The company will expand its Gen 6 (1500x1850mm) Paju OLED plant from 30,000 substrates per month to 60,000 substrates per month by 2024.

LG Display didn’t share the details of its investment plan but the funds are likely going to used in building new lines E6-3 and E6-4, each with a capacity of 15,000 substrates per month, at the Paju plant as well as additional upgrades in existing lines to add advanced process steps.

E6-3 will likely be a flexible OLED line like E6-1 and E6-2. E6-4, meanwhile, will likely be a rigid OLED line.

Apple is planning to launch a new iPad with a OLED panel; LG Display will start supplying OLED panels for the series a year later in 2023.

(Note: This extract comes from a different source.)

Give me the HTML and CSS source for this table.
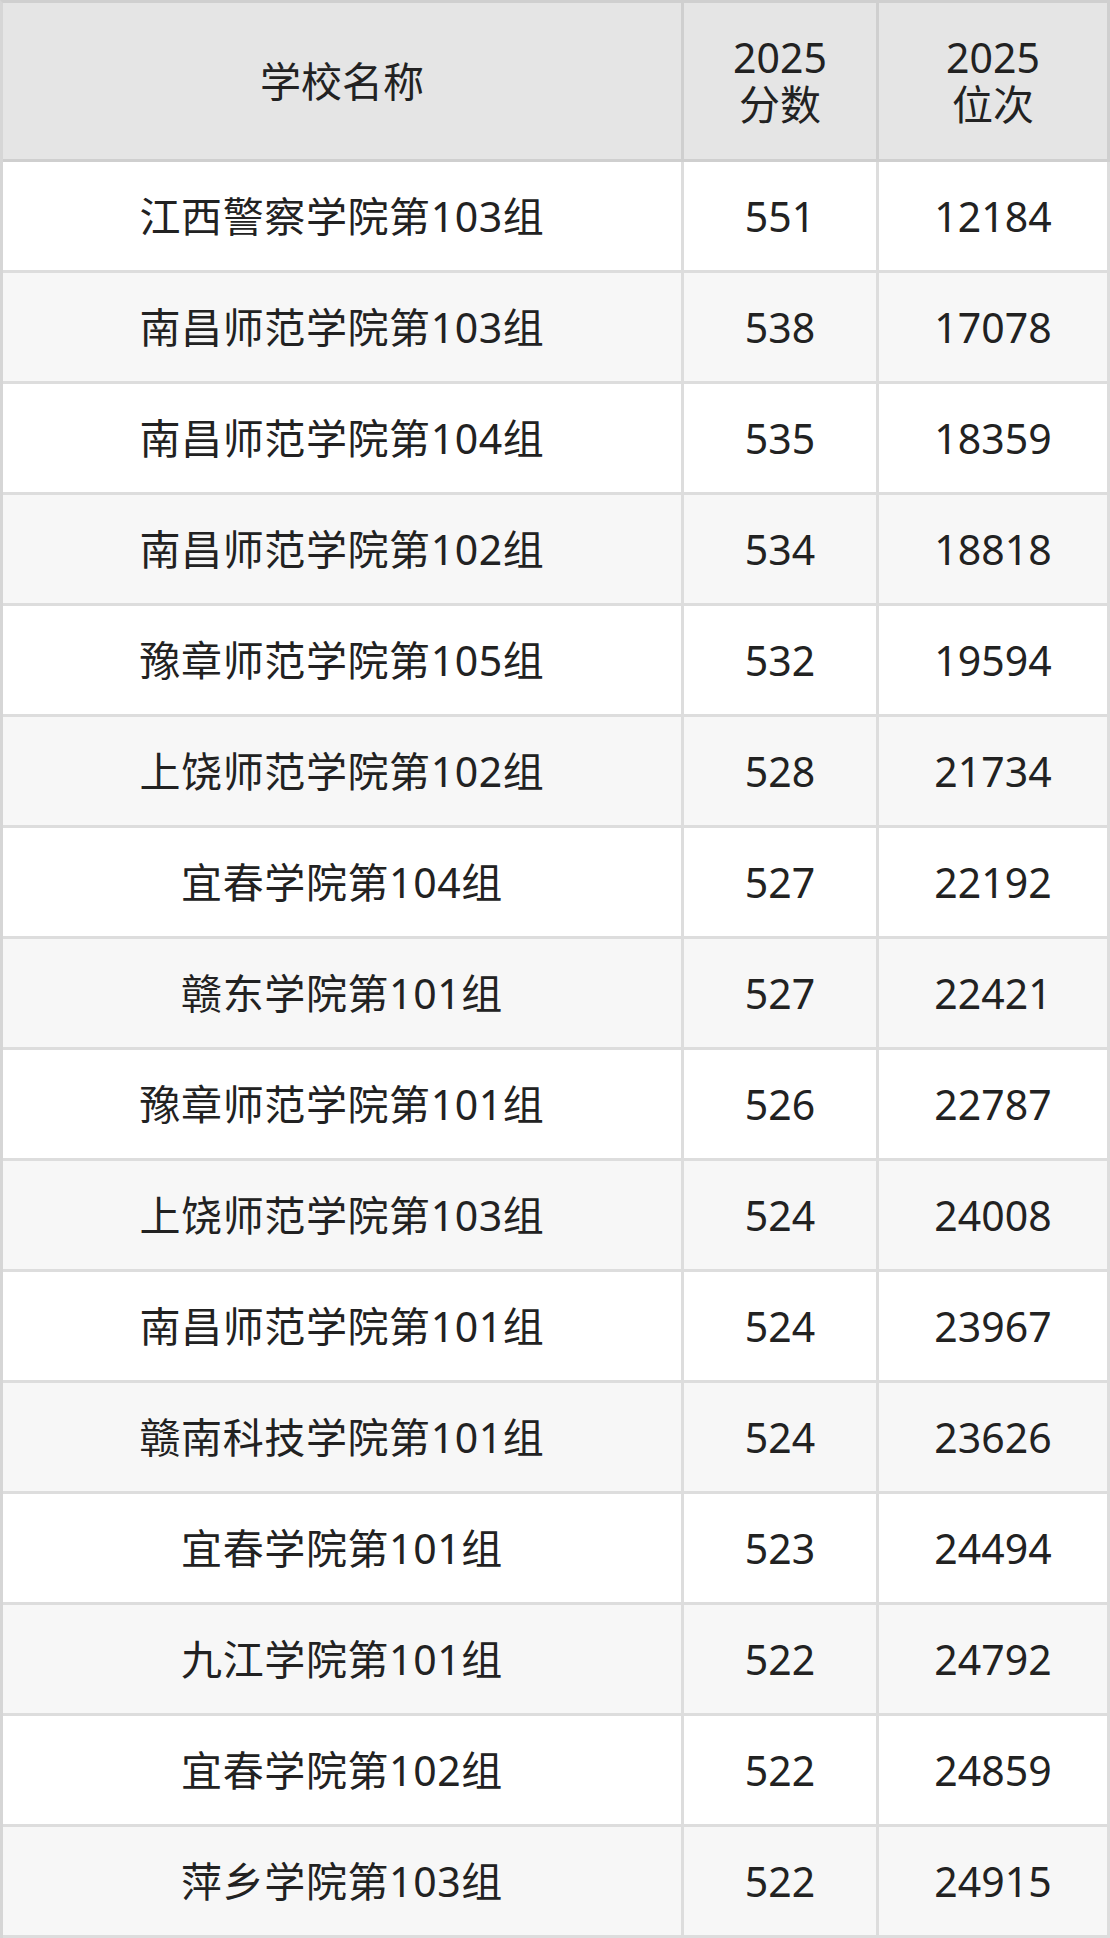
FILE: index.html
```html
<!DOCTYPE html>
<html lang="zh-CN">
<head>
<meta charset="utf-8">
<title>2025 分数位次</title>
<link rel="stylesheet" href="styles.css">
</head>
<body>
<table class="score-table">
  <colgroup>
    <col class="col-name">
    <col class="col-score">
    <col class="col-rank">
  </colgroup>
  <thead>
    <tr>
      <th>学校名称</th>
      <th><span class="head-line">2025</span><span class="head-line">分数</span></th>
      <th><span class="head-line">2025</span><span class="head-line">位次</span></th>
    </tr>
  </thead>
  <tbody>
    <tr><td class="name">江西警察学院第103组</td><td>551</td><td>12184</td></tr>
    <tr><td class="name">南昌师范学院第103组</td><td>538</td><td>17078</td></tr>
    <tr><td class="name">南昌师范学院第104组</td><td>535</td><td>18359</td></tr>
    <tr><td class="name">南昌师范学院第102组</td><td>534</td><td>18818</td></tr>
    <tr><td class="name">豫章师范学院第105组</td><td>532</td><td>19594</td></tr>
    <tr><td class="name">上饶师范学院第102组</td><td>528</td><td>21734</td></tr>
    <tr><td class="name">宜春学院第104组</td><td>527</td><td>22192</td></tr>
    <tr><td class="name">赣东学院第101组</td><td>527</td><td>22421</td></tr>
    <tr><td class="name">豫章师范学院第101组</td><td>526</td><td>22787</td></tr>
    <tr><td class="name">上饶师范学院第103组</td><td>524</td><td>24008</td></tr>
    <tr><td class="name">南昌师范学院第101组</td><td>524</td><td>23967</td></tr>
    <tr><td class="name">赣南科技学院第101组</td><td>524</td><td>23626</td></tr>
    <tr><td class="name">宜春学院第101组</td><td>523</td><td>24494</td></tr>
    <tr><td class="name">九江学院第101组</td><td>522</td><td>24792</td></tr>
    <tr><td class="name">宜春学院第102组</td><td>522</td><td>24859</td></tr>
    <tr><td class="name">萍乡学院第103组</td><td>522</td><td>24915</td></tr>
  </tbody>
</table>
</body>
</html>
```

FILE: styles.css
```css
html, body {
  margin: 0;
  padding: 0;
  background: #ffffff;
}

.score-table {
  width: 1110px;
  table-layout: fixed;
  border-collapse: separate;
  border-spacing: 0;
  border-top: 3px solid #cfcfcf;
  border-left: 3px solid #d6d6d6;
  font-family: "Noto Sans", "Open Sans", "Noto Sans CJK SC", sans-serif;
  font-size: 41px;
  color: #222222;
}

.col-name { width: 681px; }
.col-score { width: 195px; }
.col-rank { width: 231px; }

.score-table th,
.score-table td {
  box-sizing: border-box;
  padding: 0;
  text-align: center;
  vertical-align: middle;
  font-weight: normal;
}

.score-table th {
  height: 159px;
  line-height: 47px;
  background: #e5e5e5;
  border-right: 3px solid #cfcfcf;
  border-bottom: 3px solid #cfcfcf;
}

.head-line {
  display: block;
  height: 37px;
  line-height: 37px;
}

.head-line + .head-line {
  margin-top: 10px;
}

.score-table td {
  height: 111px;
  line-height: 47px;
  border-right: 3px solid #dddddd;
  border-bottom: 3px solid #dddddd;
}

.score-table td.name {
  letter-spacing: 0.6px;
}

.score-table tbody tr:nth-child(even) td {
  background: #f7f7f7;
}
```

The first OLED panels on the tablets will be rigid OLED panels.

LG Display’s new investment announcement shows that its position within Apple’s supply chain will only grow going forward and it is unlikely that the South Korean panel maker would spend so much on its production line without prior discussions with Cupertino.

LG Display has already placed orders for equipment that it will use in E6-3, sources told TheElec.

The company is expected to ship around 50 million OLED panels to Apple this year, which will be double the 25 million units it supplied last year.

LG Display is also likely trying to minimize the drop in production capacity from adding low temperature polycrystalline oxide thin-film transistor (LTPO TFT) process with the additional spending plan.

LTPO TFT can reduce power consumption of OLED panels. The process is added behind the low temperature polycrystalline silicon (LTPS) TFT process. But adding the process increases the total process steps in production and reduces yield rate of panels. This means the overall production capacity needed to be boosted as well to offset this lowered yield rate.